One coffee. One working app.
You bring the idea. Remy manages the project.
Most non-trivial AI agents don’t just call a model once and call it done. They reason, act, observe the result, then reason again. This cycle is sometimes called a ReAct loop (Reasoning + Acting), a OODA loop applied to AI (Observe, Orient, Decide, Act), or simply an agent execution loop. Regardless of what you call it, loop engineering is what controls the shape and quality of that cycle.
What Loop Engineering Actually Controls
A well-engineered loop answers four questions:
- What does the agent do on each iteration? This is the action schema — does it call a tool, generate text, query a database, evaluate its own output?
- What triggers the next iteration? Is it a timer, a signal from a tool result, a condition in the output?

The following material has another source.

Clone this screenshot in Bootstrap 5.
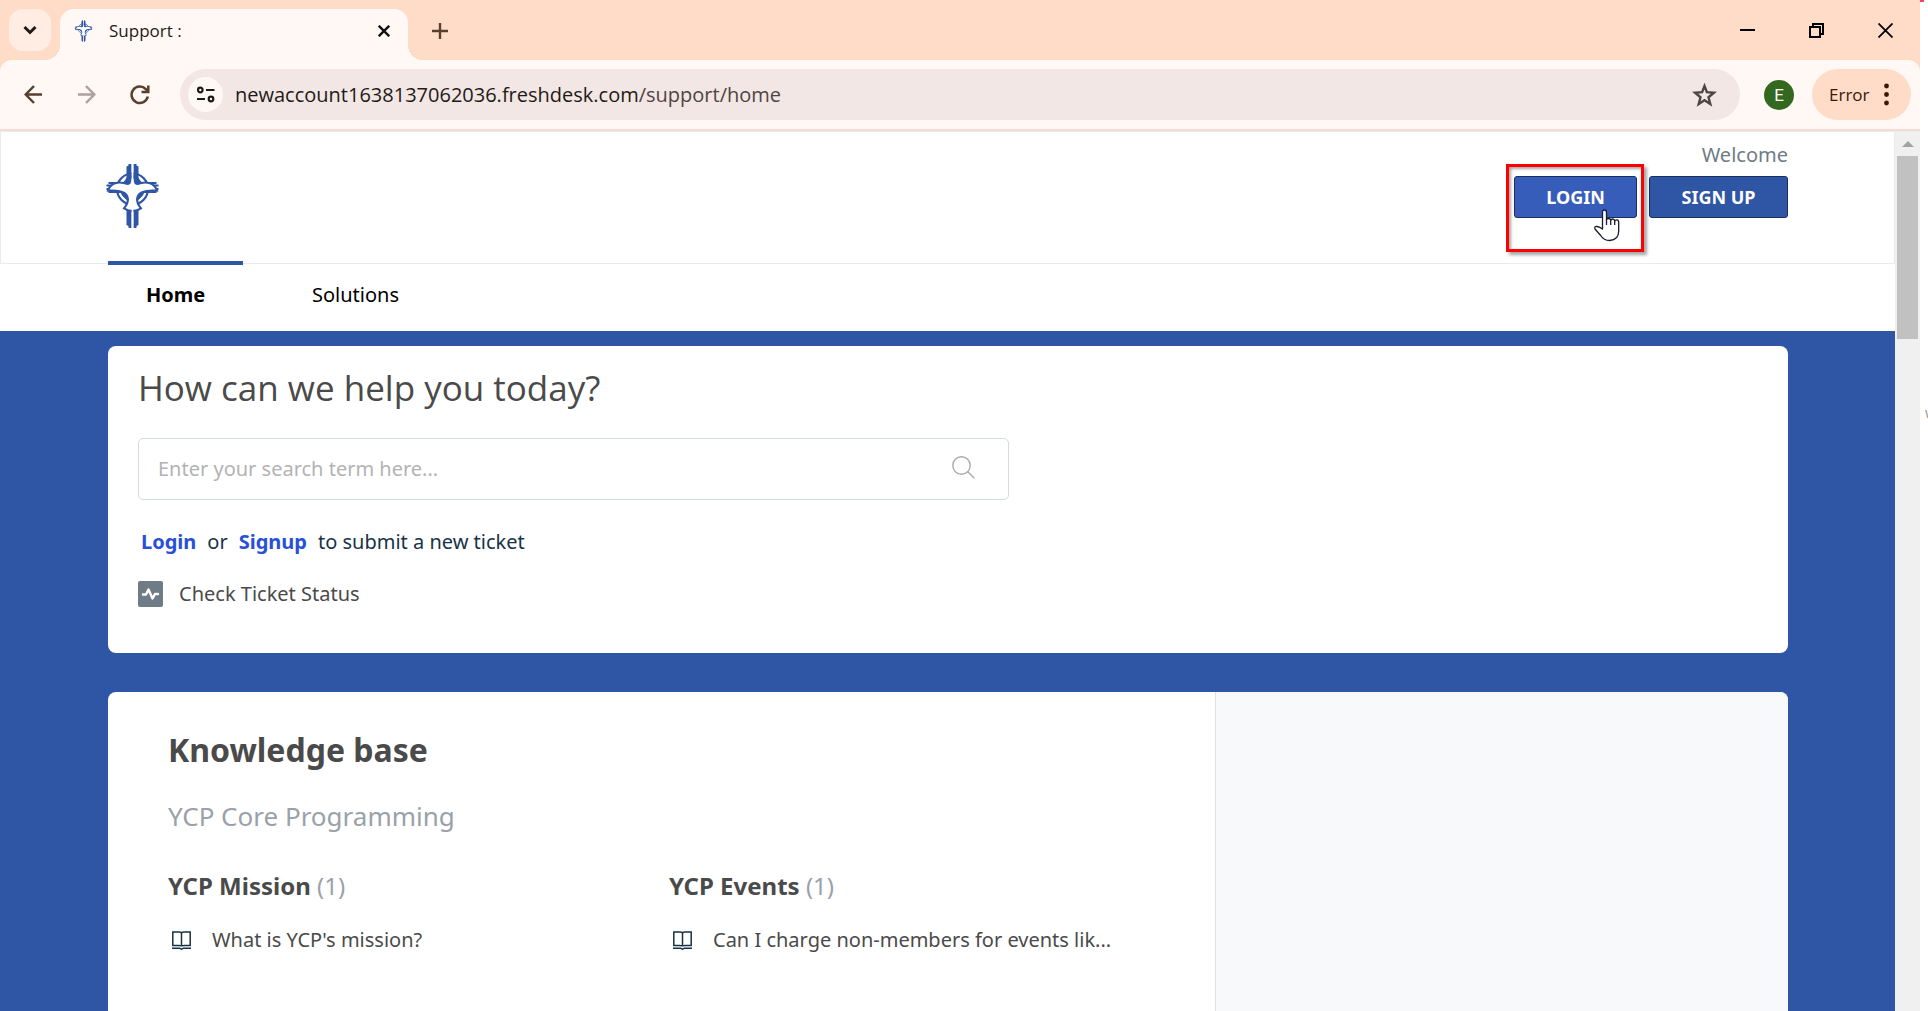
<!DOCTYPE html>
<html lang="en">
<head>
<meta charset="utf-8">
<meta name="viewport" content="width=device-width, initial-scale=1">
<title>Support :</title>
<link href="https://cdn.jsdelivr.net/npm/bootstrap@5.3.0/dist/css/bootstrap.min.css" rel="stylesheet">
<style>
  :root { --brand: #2f55a5; --peach: #ffdcc8; --cream: #fff8f5; --ink: #4a4a4a; --slate: #6f7c87; }
  body { font-family: "Noto Sans", "Open Sans", sans-serif; font-size: 20px; line-height: 30px; color: var(--ink); background: #fff; }
  svg { display: block; flex: none; }
  a { text-decoration: none; }
  .browser { height: 100vh; margin-right: 8px; }
  .chrome-ui { font-family: "Open Sans", "Noto Sans", sans-serif; }
  .chrome-ui button, .chrome-ui a { border: 0; background: none; padding: 0; color: inherit; }

  .tabstrip { background: var(--peach); height: 60px; padding: 9px 27px 0 9px; }
  .tab-menu { width: 42px; height: 42px; border-radius: 14px; background: #ffece2 !important; }
  .page-tab { position: relative; width: 348px; height: 51px; margin-left: 9px; padding: 0 18px 8px 14px; border-radius: 14px 14px 0 0; background: var(--cream); font-size: 17px; color: #1f1a17; }
  .page-tab::before, .page-tab::after { content: ""; position: absolute; bottom: 0; width: 15px; height: 15px; }
  .page-tab::before { left: -15px; background: radial-gradient(circle at 0 0, transparent 15px, var(--cream) 15px); }
  .page-tab::after { right: -15px; background: radial-gradient(circle at 100% 0, transparent 15px, var(--cream) 15px); }
  .window-buttons { gap: 54px; }

  .toolbar-wrap { background: var(--peach); }
  .toolbar { height: 69px; padding: 0 9px 0 24px; background: var(--cream); border-radius: 12px 12px 0 0; color: #57402f; }
  .chrome-edge { height: 3px; background: #f3dcd3; border-bottom: 1px solid #ebebeb; }
  .nav-icons { gap: 34px; width: 156px; }
  .omnibox { height: 51px; border-radius: 26px; background: #f2e7e4; padding: 0 23px 0 8px; }
  .site-info { width: 35px; height: 35px; border-radius: 50%; background: var(--cream) !important; }
  .url-text { font-size: 20px; color: #4f4542; }
  .url-text b { font-weight: 400; color: #1f1a17; }
  .avatar { width: 30px; height: 30px; border-radius: 50%; background: #33691e !important; color: #fff !important; font: 400 17px/30px Roboto, sans-serif; margin: 0 18px 0 24px; }
  .error-pill { width: 99px; height: 51px; border-radius: 26px; background: var(--peach) !important; color: #3a1806 !important; font-size: 17px; padding: 0 22px 0 17px !important; }

  .page-scroll { width: 25px; background: #f0f0f0; }
  .page-thumb { width: 21px; height: 183px; background: #c1c1c1; }
  .page-arrow { width: 0; height: 0; margin: 9px 0; border: 6px solid transparent; border-top: 0; border-bottom: 6px solid #a3a3a3; }

  .gutter { padding-left: 108px; padding-right: 107px; }
  .site-header { height: 132px; border: 1px solid #ebebeb; border-top: 0; padding-left: 105px; padding-right: 106px; }
  .site-logo { margin-top: 31px; }
  .welcome { color: var(--slate); margin-top: 8px; margin-bottom: 6px; }
  .btn-portal { --bs-btn-color: #fff; --bs-btn-hover-color: #fff; --bs-btn-bg: var(--brand); --bs-btn-hover-bg: #375dbb; --bs-btn-border-color: #1b2e60; --bs-btn-hover-border-color: #1b2e60; --bs-btn-border-radius: 3px; height: 42px; padding: 0; font-size: 18px; line-height: 40px; font-weight: 700; width: 139px; }
  .btn-login { width: 123px; --bs-btn-bg: #375dbb; }
  .login-spot { position: relative; }
  .red-frame { position: absolute; left: -8px; top: -12px; width: 138px; height: 88px; border: 3px solid #f00; box-shadow: 3px 3px 3px rgba(0,0,0,.35), inset 2px 2px 3px rgba(0,0,0,.35); pointer-events: none; }
  .hand { position: absolute; left: 79px; top: 33px; }

  .site-nav { height: 70px; margin-top: -3px; }
  .site-nav a { display: block; width: 135px; padding-top: 15px; border-top: 4px solid transparent; color: #000; text-align: center; }
  .site-nav a.active { border-color: var(--brand); font-weight: 700; }
  .site-nav li + li a { width: 225px; }

  .portal { background: var(--brand); padding-top: 15px; }
  .panel { background: #fff; border-radius: 8px; }
  .help-panel { height: 307px; padding: 17px 30px; }
  .help-panel h1 { font-family: "Open Sans", "Noto Sans", sans-serif; font-size: 35px; line-height: 50px; font-weight: 400; margin: 0 0 25px; }
  .search-box { width: 871px; max-width: 100%; height: 62px; border: 1px solid #d4dce2; border-radius: 5px; padding: 0 33px 0 19px; }
  .search-box input { border: 0; outline: 0; background: none; color: var(--ink); padding: 0; }
  .search-box input::placeholder { color: #b3b3b3; opacity: 1; }
  .search-box svg { margin-bottom: 3px; }
  .submit-line { margin: 27px 0 22px 3px; color: #183247; gap: 11px; }
  .submit-line a { color: #2850d8; font-weight: 700; }
  .status-link { color: var(--ink); gap: 16px; }

  .kb-panel { margin-top: 39px; border-radius: 8px 8px 0 0; }
  .kb-main { width: 1107px; padding: 33px 0 0 60px; }
  .kb-side { background: #f8f9fb; border-left: 1px solid #dcdfe3; border-radius: 0 8px 0 0; }
  .kb-main h2 { font-size: 32px; line-height: 50px; font-weight: 700; margin: 0 0 24px; }
  .kb-main h3 { font-size: 26px; line-height: 34px; font-weight: 400; color: #9aa1a9; margin: 0 0 36px; }
  .kb-main h4 { font-size: 24px; line-height: 34px; font-weight: 700; margin: 0 0 22px; }
  .kb-main h4 span { font-weight: 400; color: #9aa1a9; }
  .kb-col { width: 501px; }
  .kb-col a { color: var(--ink); gap: 21px; padding-left: 4px; }
  .speck { position: absolute; top: 0; left: 100%; width: 4px; height: 2px; background: #ff3d6b; }
  .cut-text { position: absolute; top: 398px; left: 1925px; width: 3px; overflow: hidden; font-size: 14px; color: #999; }
</style>
</head>
<body class="overflow-hidden">
<div class="browser d-flex flex-column position-relative">
  <i class="speck"></i>

  <header class="chrome-ui">
    <div class="tabstrip d-flex">
      <button class="tab-menu d-flex align-items-center justify-content-center" aria-label="Search tabs">
        <svg width="14" height="10" viewBox="0 0 14 10" fill="none" stroke="#1f1a17" stroke-width="3"><path d="M1.500 2 7 7.500 12.500 2"/></svg>
      </button>
      <div class="page-tab d-flex align-items-center">
        <svg width="19" height="22" viewBox="0 0 52 66"><use href="#cross"/></svg>
        <span class="flex-grow-1 ms-3">Support :</span>
        <button aria-label="Close tab"><svg width="12" height="12" viewBox="0 0 12 12" stroke="#111" stroke-width="2.400"><path d="M.8.800 11.200 11.200M11.200.800.800 11.200"/></svg></button>
      </div>
      <button class="d-flex align-items-center ms-4 pb-2" aria-label="New tab"><svg width="16" height="16" viewBox="0 0 16 16" stroke="#57402f" stroke-width="2.400"><path d="M8 0v16M0 8h16"/></svg></button>
      <div class="window-buttons d-flex ms-auto align-items-center pb-2">
        <button aria-label="Minimize"><svg width="15" height="15" viewBox="0 0 15 15"><path d="M0 6h15v2H0z"/></svg></button>
        <button aria-label="Restore"><svg width="15" height="15" viewBox="0 0 15 15" fill="none" stroke="#000" stroke-width="2"><path d="M1 4h10v10H1zM4 4V1h10v10h-3"/></svg></button>
        <button aria-label="Close"><svg width="15" height="15" viewBox="0 0 15 15" stroke="#000" stroke-width="1.800"><path d="M.5.500l14 14M14.500.500l-14 14"/></svg></button>
      </div>
    </div>
    <div class="toolbar-wrap">
      <div class="toolbar d-flex align-items-center">
        <div class="nav-icons d-flex align-items-center">
          <button aria-label="Back"><svg width="19" height="19" viewBox="0 0 19 19" fill="none" stroke="#57402f" stroke-width="2.500"><path d="M18 9.500H2M10 1 1.700 9.500 10 18"/></svg></button>
          <button aria-label="Forward"><svg width="19" height="19" viewBox="0 0 19 19" fill="none" stroke="#ada19c" stroke-width="2.500"><path d="M1 9.500h16M9 1l8.300 8.500L9 18"/></svg></button>
          <button aria-label="Reload"><svg width="20" height="20" viewBox="0 0 20 20" fill="none" stroke="#57402f" stroke-width="2.500"><path d="M17.800 11.500A8.200 8.200 0 1 1 15.800 4.200L18 6.500"/><path d="M18.300.500V7H11.500"/></svg></button>
        </div>
        <div class="omnibox d-flex align-items-center flex-grow-1">
          <button class="site-info d-flex align-items-center justify-content-center" aria-label="Site information">
            <svg width="19" height="17" viewBox="0 0 19 17" fill="none" stroke="#1f1a17" stroke-width="2.200"><circle cx="4.300" cy="4" r="2.300"/><path d="M10 4h8.500M1 13h8"/><circle cx="15" cy="13" r="2.300"/></svg>
          </button>
          <span class="url-text ms-2 ps-1 flex-grow-1"><b>newaccount1638137062036.freshdesk.com</b>/support/home</span>
          <button aria-label="Bookmark"><svg width="25" height="24" viewBox="0 0 25 24" fill="none" stroke="#4f4542" stroke-width="2.400"><path d="M12.500 3l2.400 6.200 7 .6-5.400 4.400 1.800 6.800-5.800-3.800L6.700 21l1.800-6.800-5.400-4.400 7-.6z"/></svg></button>
        </div>
        <button class="avatar" aria-label="Profile">E</button>
        <button class="error-pill d-flex align-items-center justify-content-between">Error
          <svg width="5" height="23" viewBox="0 0 5 23" fill="#3a1806"><circle cx="2.500" cy="3" r="2.400"/><circle cx="2.500" cy="11.500" r="2.400"/><circle cx="2.500" cy="20" r="2.400"/></svg>
        </button>
      </div>
    </div>
    <div class="chrome-edge"></div>
  </header>

  <div class="d-flex flex-grow-1 overflow-hidden">
    <div class="d-flex flex-column flex-grow-1">
      <div class="site-header d-flex justify-content-between align-items-start">
        <a class="site-logo" href="#" aria-label="Home page">
          <svg width="53" height="66" viewBox="0 0 52 66">
            <g id="cross" fill="none" stroke="#2f55a5">
              <circle cx="26" cy="26" r="15.500" stroke-width="2.200"/>
              <path fill="#2f55a5" stroke="none" d="M20 3.500l2-1V1h3v22h-5zM32 3.500l-2-1V1h-3v22h5zM20 46h5v19h-3v-2l-2-1zM32 46h-5v19h3v-2l2-1z"/>
              <path fill="#2f55a5" stroke="none" d="M21 13v8h-7q4-2 7-8zM31 13v8h7q-4-2-7-8zM14 28q8 1 8 10-7-3-8-10zM38 28q-8 1-8 10 7-3 8-10z"/>
              <path stroke-width="2" d="M0 22.500h6M2 20h9M41 20h9M46 22.500h6M0 26h4M48 26h4M2 29h14M36 29h14"/>
              <path stroke="#fff" stroke-width="1.300" d="M15 33l4 4M37 33l-4 4M14 21l4-5M38 21l-4-5"/>
              <path fill="#fff" stroke-width="4" paint-order="stroke" d="M26 14Q27 15 27.500 19 28 22 31 22 40 19 45 22 48 24 49 26.500 40 26 36 28 30 30 29.500 36 29.500 41 33 45 29 47.500 26 46.500 23 47.500 19 45 22.500 41 22.500 36 22 30 16 28 12 26 3 26.500 4 24 7 22 12 19 21 22 24 22 24.500 19 25 15 26 14Z"/>
              <path stroke="#fff" stroke-width="1.600" d="M26 0v18M26 46v20"/>
            </g>
          </svg>
        </a>
        <div>
          <div class="welcome text-end">Welcome</div>
          <div class="d-flex">
            <div class="login-spot me-2">
              <button type="button" class="btn btn-portal btn-login">LOGIN</button>
              <div class="red-frame"></div>
              <svg class="hand" width="28" height="33" viewBox="0 0 28 33" fill="#fff" stroke="#1b1b2b" stroke-width="1.300" stroke-linejoin="round"><path d="M9.500 20V3.500Q9.500 1 11.500 1t2 2.500V11q0-1.500 2-1.500t2.200 2q.3-1.500 2-1.500t2 2q.3-1.200 2-1.200 2 0 2 2.700v8.500q0 9-9 9.500-6 0-9-5L2 20q-1-3 2-2.500 3 .5 5.500 2.500z"/><path fill="none" d="M13.500 11v5M17.700 11.500v4.500M21.700 12v4"/></svg>
            </div>
            <button type="button" class="btn btn-portal ms-1">SIGN UP</button>
          </div>
        </div>
      </div>

      <nav class="gutter" aria-label="Portal">
        <ul class="site-nav list-unstyled d-flex mb-0">
          <li><a class="active" href="#">Home</a></li>
          <li><a href="#">Solutions</a></li>
        </ul>
      </nav>

      <main class="portal gutter flex-grow-1 d-flex flex-column">
        <section class="panel help-panel">
          <h1>How can we help you today?</h1>
          <form class="search-box d-flex align-items-center">
            <input class="flex-grow-1" type="text" aria-label="Search" placeholder="Enter your search term here...">
            <svg width="23" height="23" viewBox="0 0 23 23" fill="none" stroke="#aaa" stroke-width="1.400"><circle cx="9.500" cy="9.500" r="8.700"/><path d="M15.800 15.800l6.500 6.500"/></svg>
          </form>
          <div class="submit-line d-flex"><a href="#">Login</a><span>or</span><a href="#">Signup</a><span>to submit a new ticket</span></div>
          <a class="status-link d-inline-flex align-items-center" href="#">
            <svg width="25" height="26" viewBox="0 0 25 26"><rect width="25" height="26" rx="2" fill="#6f7c87"/><path d="M5 13.500h3l2.500-5 4 9 2.500-4.500h3" fill="none" stroke="#fff" stroke-width="2.400" stroke-linejoin="round" stroke-linecap="round"/></svg>
            Check Ticket Status
          </a>
        </section>

        <section class="panel kb-panel d-flex flex-grow-1">
          <div class="kb-main">
            <h2>Knowledge base</h2>
            <h3>YCP Core Programming</h3>
            <div class="d-flex">
              <div class="kb-col">
                <h4>YCP Mission <span>(1)</span></h4>
                <a class="d-flex align-items-center" href="#"><svg width="19" height="19" viewBox="0 0 19 19" fill="none" stroke="#183247" stroke-width="1.500"><path id="book" d="M.8 1H7q2.500 0 2.500 1.500Q9.500 1 12 1h6.200v13.500H12q-2.500 0-2.500 1 0-1-2.500-1H.8zM9.500 2.500v13M0 17.200h7.500l2 1 2-1H19"/></svg>What is YCP's mission?</a>
              </div>
              <div class="kb-col">
                <h4>YCP Events <span>(1)</span></h4>
                <a class="d-flex align-items-center" href="#"><svg width="19" height="19" viewBox="0 0 19 19" fill="none" stroke="#183247" stroke-width="1.500"><use href="#book"/></svg>Can I charge non-members for events lik...</a>
              </div>
            </div>
          </div>
          <aside class="kb-side flex-grow-1"></aside>
        </section>
      </main>
    </div>
    <div class="page-scroll d-flex flex-column align-items-center">
      <div class="page-arrow"></div>
      <div class="page-thumb"></div>
    </div>
  </div>
</div>
<span class="cut-text">w</span>
<script src="https://cdn.jsdelivr.net/npm/bootstrap@5.3.0/dist/js/bootstrap.bundle.min.js"></script>
</body>
</html>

- What counts as “done”? This is the completion criterion — the hardest part to get right. Done could mean: the task objective is met, a confidence threshold is reached, a human approves the output, or a maximum iteration count is hit.
- What happens when the loop stalls or goes wrong? Fallback logic, retry behavior, and escalation paths are all loop-level concerns.
Why Completion Criteria Are the Hard Part
Most loop engineering failures come from poorly defined exit conditions. An agent without clear completion criteria will either:
- Stop too early (before the task is actually done)
- Loop indefinitely (burning tokens and time without converging)
- Declare success prematurely (because it hit a surface-level signal instead of a real one)
Good completion criteria are specific and measurable. “The report is written” is not a completion criterion. “The report contains an executive summary, three supporting sections each with at least two data citations, and passes a relevance check against the original brief” is.
Loop Cadence: Tighter Isn’t Always Better
The cadence of a loop — how fast it iterates — matters more than people expect. Tight loops with short intervals work well for tasks that require frequent tool feedback (like web scraping or form filling). Slower, deliberate loops work better for tasks that require synthesis and reflection (like research or document generation).
Rushing a loop that needs reflection produces shallow output. Slowing down a loop that needs speed produces frustrating delays. Matching the cadence to the task type is a core loop engineering skill.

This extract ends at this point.